The Asatru Folk Assembly

Stephen McNallen uses Else Christensen’s notes to build the present-day Asatru Folk Assembly.

The New Millennium


Ásatrúarfélagið releases a statement against racially-motivated Asatru

The Icelandic hof releases a public statement denouncing the use of Asatru for any racial agenda:

“We strongly oppose any attempt by individuals to use their association with the Ásatrúarfélagið of Iceland to promote attitudes, ideologies and practices rejected by the leadership of the Ásatrúarfélagið.

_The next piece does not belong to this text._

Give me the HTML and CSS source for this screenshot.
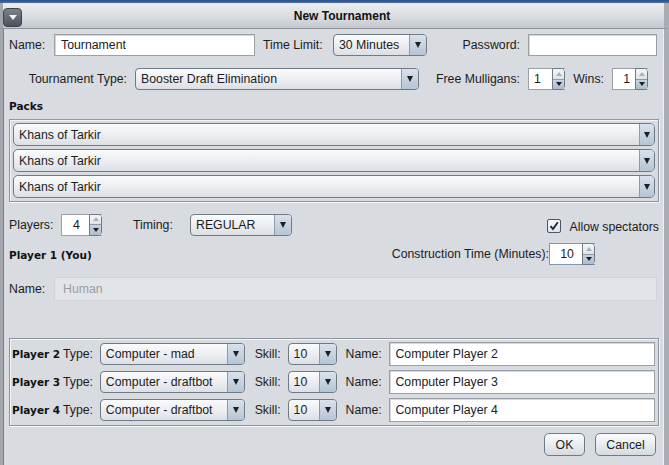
FILE: index.html
```html
<!DOCTYPE html>
<html>
<head>
<meta charset="utf-8">
<link rel="stylesheet" href="styles.css">
</head>
<body>
<div class="topbar"></div>
<div class="titlebar">
  <div class="menubtn"><span class="tri-white"></span></div>
  <div class="title">New Tournament</div>
</div>
<div class="window">
  <div class="row r1">
    <span class="lbl w45">Name:</span>
    <div class="field" style="width:201px">Tournament</div>
    <span class="lbl tl">Time Limit:</span>
    <div class="combo" style="width:94px"><span class="val">30 Minutes</span><span class="arrow"><i></i></span></div>
    <span class="lbl right" style="width:101px">Password:</span>
    <div class="field" style="width:129px"></div>
  </div>

  <div class="row r2">
    <span class="lbl right" style="width:126px">Tournament Type:</span>
    <div class="combo" style="width:284px"><span class="val">Booster Draft Elimination</span><span class="arrow"><i></i></span></div>
    <span class="lbl right" style="width:109px">Free Mulligans:</span>
    <div class="spinner" style="width:37px"><span class="sval">1</span><span class="sbtns"><b class="up"></b><b class="dn"></b></span></div>
    <span class="lbl right" style="width:47px">Wins:</span>
    <div class="spinner" style="width:36px"><span class="sval r">1</span><span class="sbtns"><b class="up"></b><b class="dn"></b></span></div>
  </div>

  <div class="section">Packs</div>
  <div class="panel packs">
    <div class="combo pack"><span class="val">Khans of Tarkir</span><span class="arrow"><i></i></span></div>
    <div class="combo pack"><span class="val">Khans of Tarkir</span><span class="arrow"><i></i></span></div>
    <div class="combo pack"><span class="val">Khans of Tarkir</span><span class="arrow"><i></i></span></div>
  </div>

  <div class="row r3">
    <span class="lbl" style="width:52px">Players:</span>
    <div class="spinner" style="width:41px"><span class="sval c">4</span><span class="sbtns"><b class="up"></b><b class="dn"></b></span></div>
    <span class="lbl timing">Timing:</span>
    <div class="combo" style="width:102px"><span class="val">REGULAR</span><span class="arrow"><i></i></span></div>
    <span class="spacer"></span>
    <span class="check"><svg width="10" height="10" viewBox="0 0 10 10"><path d="M1.5 5.2 L4 8 L8.8 1.2" fill="none" stroke="#1d2530" stroke-width="1.8"/></svg></span>
    <span class="lbl">Allow spectators</span>
  </div>

  <div class="row r4">
    <span class="bold">Player 1 (You)</span>
    <span class="spacer"></span>
    <span class="lbl">Construction Time (Minutes):</span>
    <div class="spinner focus" style="width:46px"><span class="sval c">10</span><span class="sbtns"><b class="up"></b><b class="dn"></b></span></div>
  </div>

  <div class="row r5">
    <span class="lbl w45">Name:</span>
    <div class="field disabled" style="width:603px">Human</div>
  </div>

  <div class="panel players">
    <div class="prow">
      <span class="bold pl">Player 2</span>
      <span class="lbl" style="width:37px">Type:</span>
      <div class="combo pc" style="width:145px"><span class="val">Computer - mad</span><span class="arrow"><i></i></span></div>
      <span class="lbl skill">Skill:</span>
      <div class="combo pc" style="width:49px"><span class="val">10</span><span class="arrow"><i></i></span></div>
      <span class="lbl pname">Name:</span>
      <div class="field pf">Computer Player 2</div>
    </div>
    <div class="prow">
      <span class="bold pl">Player 3</span>
      <span class="lbl" style="width:37px">Type:</span>
      <div class="combo pc" style="width:145px"><span class="val">Computer - draftbot</span><span class="arrow"><i></i></span></div>
      <span class="lbl skill">Skill:</span>
      <div class="combo pc" style="width:49px"><span class="val">10</span><span class="arrow"><i></i></span></div>
      <span class="lbl pname">Name:</span>
      <div class="field pf">Computer Player 3</div>
    </div>
    <div class="prow">
      <span class="bold pl">Player 4</span>
      <span class="lbl" style="width:37px">Type:</span>
      <div class="combo pc" style="width:145px"><span class="val">Computer - draftbot</span><span class="arrow"><i></i></span></div>
      <span class="lbl skill">Skill:</span>
      <div class="combo pc" style="width:49px"><span class="val">10</span><span class="arrow"><i></i></span></div>
      <span class="lbl pname">Name:</span>
      <div class="field pf">Computer Player 4</div>
    </div>
  </div>

  <div class="buttons">
    <div class="btn ok">OK</div>
    <div class="btn cancel">Cancel</div>
  </div>
</div>
</body>
</html>
```
FILE: styles.css
```css
* { box-sizing: border-box; }
html, body { margin: 0; padding: 0; }
body {
  width: 669px;
  height: 465px;
  overflow: hidden;
  background: #d8dbe0;
  font-family: "Liberation Sans", Arial, sans-serif;
  font-size: 12.3px;
  color: #1c1c1c;
}
.topbar {
  height: 3px;
  background: linear-gradient(#2c4f8a, #4a6fa8);
}
.titlebar {
  height: 25px;
  background: linear-gradient(#eceef1, #d7dade 60%, #c4c8ce);
  border-left: 3px solid #a3a7ad;
  border-right: 5px solid #a9adb3;
  display: flex;
  align-items: center;
  position: relative;
}
.menubtn {
  width: 19px;
  height: 19px;
  margin-left: 0;
  margin-top: 3px;
  border-radius: 4px;
  background: linear-gradient(#7c838d, #4c525b);
  border: 1px solid #3e434a;
  display: flex;
  align-items: center;
  justify-content: center;
}
.tri-white {
  width: 0; height: 0;
  border-left: 4px solid transparent;
  border-right: 4px solid transparent;
  border-top: 5px solid #f2f4f6;
}
.title {
  flex: 1;
  text-align: center;
  font-weight: bold;
  font-size: 12px;
  color: #111;
  padding-right: 2px;
}
.window {
  height: 437px;
  border-left: 3px solid #a3a7ad;
  border-right: 5px solid #aaaeb4;
  border-top: 1px solid #8e9299;
  background: #d8dbe0;
  padding: 0 0 0 6px;
  box-shadow: inset 1px 0 0 #7b8087, inset -1px 0 0 #eef0f3;
}
.row { display: flex; align-items: center; }
.lbl { white-space: nowrap; }
.lbl.right { text-align: right; padding-right: 8px; }
.w45 { width: 45px; }
.tl { width: 78px; padding-left: 8px; }
.timing { width: 88px; padding-left: 31px; }
.spacer { flex: 1; }
.bold {
  font-family: "DejaVu Sans", Verdana, sans-serif;
  font-weight: bold;
  font-size: 10.5px;
  color: #111;
}

.r1 { margin-top: 5px; height: 22px; }
.r2 { margin-top: 12px; height: 22px; }

.field {
  height: 22px;
  background: #fff;
  border: 1px solid #9aa0a8;
  box-shadow: inset 1px 1px 0 #d3d7dc;
  padding: 0 6px;
  display: flex;
  align-items: center;
  white-space: nowrap;
}
.field.disabled {
  height: 24px;
  background: #e1e4e8;
  border: 1px solid #d0d4d9;
  box-shadow: none;
  color: #9a9ea4;
  padding-left: 8px;
}

.combo {
  height: 22px;
  display: flex;
  border: 1px solid #6f7a87;
  border-radius: 4px;
  background: linear-gradient(#fafbfc, #eceef1 50%, #dcdfe4);
  overflow: hidden;
}
.combo .val {
  flex: 1;
  display: flex;
  align-items: center;
  padding-left: 5px;
  white-space: nowrap;
  overflow: hidden;
}
.combo .arrow {
  width: 17px;
  border-left: 1px solid #8e9aa8;
  background: linear-gradient(#d9e2ec, #b6c4d4);
  display: flex;
  align-items: center;
  justify-content: center;
}
.combo .arrow i {
  width: 0; height: 0;
  border-left: 3.5px solid transparent;
  border-right: 3.5px solid transparent;
  border-top: 6px solid #1b1f26;
}

.spinner {
  height: 22px;
  display: flex;
  background: #fff;
  border: 1px solid #9aa0a8;
  border-right: none;
}
.spinner.focus { border-color: #7e97b8; }
.sval {
  flex: 1;
  display: flex;
  align-items: center;
  padding-left: 5px;
}
.sval.c { justify-content: center; padding-left: 2px; }
.sval.r { justify-content: flex-end; padding-right: 5px; }
.sbtns {
  width: 13px;
  display: flex;
  flex-direction: column;
  border: 1px solid #6f7a87;
  border-radius: 0 4px 4px 0;
  margin-top: -1px;
  margin-bottom: -1px;
  overflow: hidden;
}
.sbtns b {
  flex: 1;
  display: flex;
  align-items: center;
  justify-content: center;
}
.sbtns .up {
  background: linear-gradient(#f4f6f8, #dfe4ea);
  border-bottom: 1px solid #8e9aa8;
}
.sbtns .dn { background: linear-gradient(#c8d3df, #aebdcd); }
.sbtns .up::after {
  content: "";
  border-left: 3px solid transparent;
  border-right: 3px solid transparent;
  border-bottom: 4px solid #a9b0b9;
}
.sbtns .dn::after {
  content: "";
  border-left: 3px solid transparent;
  border-right: 3px solid transparent;
  border-top: 4px solid #1b1f26;
}

.section {
  margin-top: 9px;
  height: 14px;
  line-height: 14px;
  font-family: "DejaVu Sans", Verdana, sans-serif;
  font-weight: bold;
  font-size: 10.5px;
  color: #111;
}
.panel {
  border: 1px solid #8f959d;
  box-shadow: inset 1px 1px 0 #f3f4f6, 1px 1px 0 #f3f4f6;
  padding: 3px;
}
.packs {
  margin-top: 6px;
  width: 650px;
  display: flex;
  flex-direction: column;
  gap: 3px;
}
.combo.pack { height: 23px; border-radius: 5px; }
.combo.pack .arrow { width: 15px; }

.r3 { margin-top: 11px; height: 23px; padding-right: 5px; }
.check {
  width: 14px;
  height: 14px;
  border: 1px solid #4b5560;
  border-radius: 2px;
  background: linear-gradient(#f7f8fa, #dfe3e8);
  display: flex;
  align-items: center;
  justify-content: center;
  margin-right: 8px;
  margin-top: 2px;
}
.r3 .lbl:last-child { margin-top: 4px; }

.r4 { margin-top: 7px; height: 22px; padding-right: 69px; }
.r4 .bold { margin-top: 1px; }
.r5 { margin-top: 12px; height: 24px; }

.players {
  margin-top: 37px;
  width: 650px;
  display: flex;
  flex-direction: column;
  gap: 4px;
  padding-left: 2px;
}
.prow { display: flex; align-items: center; height: 24px; }
.pl { width: 51px; }
.skill { width: 43px; padding-left: 10px; }
.pname { width: 53px; padding-left: 9px; }
.combo.pc { height: 22px; }
.field.pf { width: 266px; height: 24px; padding-left: 5px; }

.buttons {
  display: flex;
  justify-content: flex-end;
  gap: 10px;
  padding-right: 8px;
  margin-top: 7px;
}
.btn {
  height: 23px;
  border: 1px solid #6f7a87;
  border-radius: 5px;
  background: linear-gradient(#fbfcfd, #e9ecef 50%, #d6dae0);
  display: flex;
  align-items: center;
  justify-content: center;
}
.ok { width: 41px; }
.cancel { width: 61px; }
```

We particularly reject the use of Ásatrú as a justification for supremacy ideology, militarism and animal sacrifice. It should also be known that visitors have no authority to speak on our behalf. There is no advisor to the Ásatrúarfélagið and there is no spokesman other than our allsherjargoði. We respectfully request that visitors not claim any such authority based on their association with us.”


The Release of Declaration 127

Huginn’s Heathen Hof publishes Declaration 127, a public denouncement of the Asatru Folk Assembly. This statement has been signed by many individuals, kindreds, organizations since its initial release.


‘Asatru’ is recognized as a religious designation by the US Military

The Open Halls Project fought for the recognition of Heathenry in the US Military for several years before the request was granted.


“Unite the Right” Rally, Charlottesville

The white supremacist “Unite the Right” rally took place on August 11-12 in Charlottesville, Virginia. It was held in protest to the removal of Confederate statues and memorials from the area, and was attended by varying white nationalist groups, including the KKK. Norse pagan and Heathen symbols were featured prominently during this event.


The SPLC designates the Asatru Folk Assembly as a Hate Group

The Southern Poverty Law Center designates the Asatru Folk Assembly as a Neo-Völkisch hate-group along with other Folkish and Odinist groups.


Insurrection at the US Capitol

The insurrection at the US Capitol took place on January 6, 2021 in an effort to overturn the 2020 presidential election results. The violence resulted in the breach of the Capitol building and the deaths of multiple people. The rioters consisted of Trump supporters, members of the alt-right, and white nationalists. Amongst them was the QAnon Shaman, a Christian Q-Anon conspirator who became the focus of attention in American Heathen communities due to his large mjolnir, Yggdrasil, and valknut tattoos. Many American Heathen organizations released official statements condemning the insurrection.

The assault on the Capitol triggered a mass-takedown of white supremacist groups and pages on all major social media platforms.